>> BEGIN DATA PROVIDED

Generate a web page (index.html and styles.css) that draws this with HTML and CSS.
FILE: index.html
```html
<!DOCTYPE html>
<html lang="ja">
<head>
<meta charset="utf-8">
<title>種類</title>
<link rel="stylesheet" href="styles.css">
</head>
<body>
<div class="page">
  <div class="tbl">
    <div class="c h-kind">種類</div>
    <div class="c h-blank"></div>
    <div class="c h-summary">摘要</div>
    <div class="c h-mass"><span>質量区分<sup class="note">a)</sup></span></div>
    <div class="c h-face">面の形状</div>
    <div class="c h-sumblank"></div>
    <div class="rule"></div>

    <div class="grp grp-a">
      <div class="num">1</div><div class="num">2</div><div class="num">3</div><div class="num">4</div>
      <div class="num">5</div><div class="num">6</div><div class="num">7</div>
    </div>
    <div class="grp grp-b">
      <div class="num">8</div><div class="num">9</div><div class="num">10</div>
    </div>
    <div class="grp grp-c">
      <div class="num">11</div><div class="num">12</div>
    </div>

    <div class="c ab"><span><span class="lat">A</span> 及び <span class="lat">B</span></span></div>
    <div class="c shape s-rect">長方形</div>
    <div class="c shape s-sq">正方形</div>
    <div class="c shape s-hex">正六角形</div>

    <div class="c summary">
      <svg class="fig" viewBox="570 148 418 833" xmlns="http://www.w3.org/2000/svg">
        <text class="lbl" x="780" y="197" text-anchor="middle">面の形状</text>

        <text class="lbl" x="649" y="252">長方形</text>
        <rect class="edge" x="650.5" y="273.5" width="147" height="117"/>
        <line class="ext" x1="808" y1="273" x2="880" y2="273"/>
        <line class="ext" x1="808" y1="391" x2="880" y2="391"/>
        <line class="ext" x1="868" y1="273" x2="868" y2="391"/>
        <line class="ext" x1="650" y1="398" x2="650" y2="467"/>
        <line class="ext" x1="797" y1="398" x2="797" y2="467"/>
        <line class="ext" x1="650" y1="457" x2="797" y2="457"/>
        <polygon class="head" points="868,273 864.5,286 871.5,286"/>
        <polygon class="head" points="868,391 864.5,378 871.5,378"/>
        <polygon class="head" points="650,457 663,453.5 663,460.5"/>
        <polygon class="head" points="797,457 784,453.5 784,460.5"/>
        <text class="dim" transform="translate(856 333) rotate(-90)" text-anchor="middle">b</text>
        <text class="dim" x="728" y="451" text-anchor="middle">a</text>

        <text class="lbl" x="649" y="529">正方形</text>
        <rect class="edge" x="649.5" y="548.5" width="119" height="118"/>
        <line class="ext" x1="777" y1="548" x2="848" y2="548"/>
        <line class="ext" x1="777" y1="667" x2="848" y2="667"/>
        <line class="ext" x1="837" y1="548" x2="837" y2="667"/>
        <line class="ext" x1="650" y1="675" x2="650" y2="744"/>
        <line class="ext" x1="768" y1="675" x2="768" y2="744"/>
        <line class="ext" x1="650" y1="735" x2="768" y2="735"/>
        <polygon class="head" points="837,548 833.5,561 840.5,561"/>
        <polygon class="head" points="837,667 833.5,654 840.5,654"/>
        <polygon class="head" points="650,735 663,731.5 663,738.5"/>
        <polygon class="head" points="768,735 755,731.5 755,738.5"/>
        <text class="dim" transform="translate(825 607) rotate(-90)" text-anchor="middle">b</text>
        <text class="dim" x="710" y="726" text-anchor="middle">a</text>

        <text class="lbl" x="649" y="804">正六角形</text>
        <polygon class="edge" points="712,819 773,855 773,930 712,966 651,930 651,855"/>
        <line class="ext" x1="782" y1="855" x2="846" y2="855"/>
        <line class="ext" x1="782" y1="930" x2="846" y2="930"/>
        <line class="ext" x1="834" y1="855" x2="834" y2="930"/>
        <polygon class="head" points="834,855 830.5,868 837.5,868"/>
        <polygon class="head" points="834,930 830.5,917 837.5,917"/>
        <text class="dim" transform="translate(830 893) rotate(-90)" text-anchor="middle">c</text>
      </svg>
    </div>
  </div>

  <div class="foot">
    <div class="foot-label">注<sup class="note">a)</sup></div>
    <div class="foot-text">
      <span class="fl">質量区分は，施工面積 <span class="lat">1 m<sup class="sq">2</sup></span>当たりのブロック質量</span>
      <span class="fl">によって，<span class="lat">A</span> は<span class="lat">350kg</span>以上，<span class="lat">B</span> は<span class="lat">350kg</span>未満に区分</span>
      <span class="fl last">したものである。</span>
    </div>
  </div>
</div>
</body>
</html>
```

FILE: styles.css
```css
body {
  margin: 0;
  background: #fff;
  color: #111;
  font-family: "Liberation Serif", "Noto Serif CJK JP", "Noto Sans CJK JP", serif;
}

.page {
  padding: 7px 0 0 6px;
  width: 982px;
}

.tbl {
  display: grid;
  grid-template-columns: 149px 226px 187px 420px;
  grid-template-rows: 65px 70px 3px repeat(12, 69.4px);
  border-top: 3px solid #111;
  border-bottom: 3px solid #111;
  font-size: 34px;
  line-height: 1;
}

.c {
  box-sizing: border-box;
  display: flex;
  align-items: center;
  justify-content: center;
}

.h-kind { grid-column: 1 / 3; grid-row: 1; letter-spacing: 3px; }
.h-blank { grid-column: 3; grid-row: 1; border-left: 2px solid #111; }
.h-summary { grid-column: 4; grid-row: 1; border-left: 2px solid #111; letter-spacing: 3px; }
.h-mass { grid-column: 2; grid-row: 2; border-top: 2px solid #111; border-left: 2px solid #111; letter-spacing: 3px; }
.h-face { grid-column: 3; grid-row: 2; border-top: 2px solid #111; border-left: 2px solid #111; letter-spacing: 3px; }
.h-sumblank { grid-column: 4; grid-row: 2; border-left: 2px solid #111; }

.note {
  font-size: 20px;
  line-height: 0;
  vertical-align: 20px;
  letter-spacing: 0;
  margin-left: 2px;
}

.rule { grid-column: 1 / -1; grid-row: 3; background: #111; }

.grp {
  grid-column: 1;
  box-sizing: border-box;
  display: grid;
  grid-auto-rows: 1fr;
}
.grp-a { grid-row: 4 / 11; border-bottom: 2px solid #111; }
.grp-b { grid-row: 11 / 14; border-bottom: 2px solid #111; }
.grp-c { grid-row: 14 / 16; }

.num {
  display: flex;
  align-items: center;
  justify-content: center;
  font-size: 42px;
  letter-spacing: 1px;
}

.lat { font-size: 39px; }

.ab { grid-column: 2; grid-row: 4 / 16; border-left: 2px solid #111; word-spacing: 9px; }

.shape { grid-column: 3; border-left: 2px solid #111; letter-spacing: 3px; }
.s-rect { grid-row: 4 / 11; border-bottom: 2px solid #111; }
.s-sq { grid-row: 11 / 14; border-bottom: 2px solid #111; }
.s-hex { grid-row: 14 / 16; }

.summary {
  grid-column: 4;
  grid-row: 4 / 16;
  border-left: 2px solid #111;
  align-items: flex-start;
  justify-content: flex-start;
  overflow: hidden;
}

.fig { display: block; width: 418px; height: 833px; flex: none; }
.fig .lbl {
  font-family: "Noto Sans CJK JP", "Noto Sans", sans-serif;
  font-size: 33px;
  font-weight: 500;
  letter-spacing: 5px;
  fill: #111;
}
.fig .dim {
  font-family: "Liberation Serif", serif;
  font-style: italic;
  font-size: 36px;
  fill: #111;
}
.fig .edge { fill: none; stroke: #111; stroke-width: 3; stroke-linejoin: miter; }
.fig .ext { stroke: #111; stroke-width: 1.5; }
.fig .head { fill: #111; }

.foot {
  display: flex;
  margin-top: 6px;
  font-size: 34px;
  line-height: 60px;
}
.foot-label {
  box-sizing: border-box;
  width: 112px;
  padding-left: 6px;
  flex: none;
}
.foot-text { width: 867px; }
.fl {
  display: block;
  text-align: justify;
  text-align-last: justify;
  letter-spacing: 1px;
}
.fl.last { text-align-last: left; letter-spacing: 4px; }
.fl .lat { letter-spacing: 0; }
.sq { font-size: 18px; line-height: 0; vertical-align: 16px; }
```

>> END DATA PROVIDED

**WHAT THIS TASK INVOLVES**
Where a line contains "page", copy that line.

**SOLUTION FOR THIS TASK**
Generate a web page (index.html and styles.css) that draws this with HTML and CSS.
<div class="page">
.page {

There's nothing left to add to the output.